We hear constantly about these pharmacists - yet we never hear about the doctors. It takes 2 people here, to not have the pill, folks! Why don't the doctors speak out! They would rather collect their fees in silent cowardice - then they should be the target of protest until they reform. There is no reason to let them off the hook so easily.

Not so long as my friend maintains the pills in her medicine chest! She knows how to treat patients. Some doctors don't.

|2.8.06 @ 4:17PM|

Oh, and certified conscientious objectors serve their time working in a hospital or similar duty in leiu of military service. Later, they become infamous vigilanties after finding out they are gifted marksmen and their families are killed.

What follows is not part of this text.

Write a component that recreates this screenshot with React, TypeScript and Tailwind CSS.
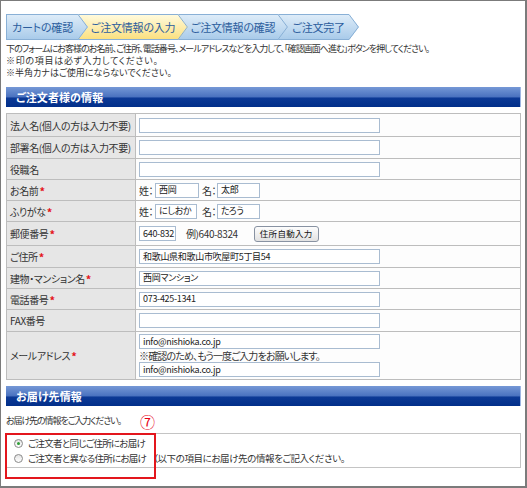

This, of course, was back when there was a draft.

|2.8.06 @ 5:14PM|

The concept that one adult (labelled "patient") needs the permission of another adult (labelled "doctor") before being allowed to buy pills, etc., is so silly, expensive and dangerous that it trumps all other medical concerns.

|2.8.06 @ 5:15PM|

if doctors can be required to dispense treatment against their moral views...

...does the doc have to honor the patient's wish to perform an assisted suicide?

Does that mean the State is forcing someone to be a murder (at least in that person's mind - and likely in the minds of many)?

Larry A|2.8.06 @ 11:32PM|

What the "there ought to be a law" folks don't realize, of course, is that if government regulates morality then individuals will no longer have a moral choice to make.

And since there's no such thing as a moral government morality will disappear.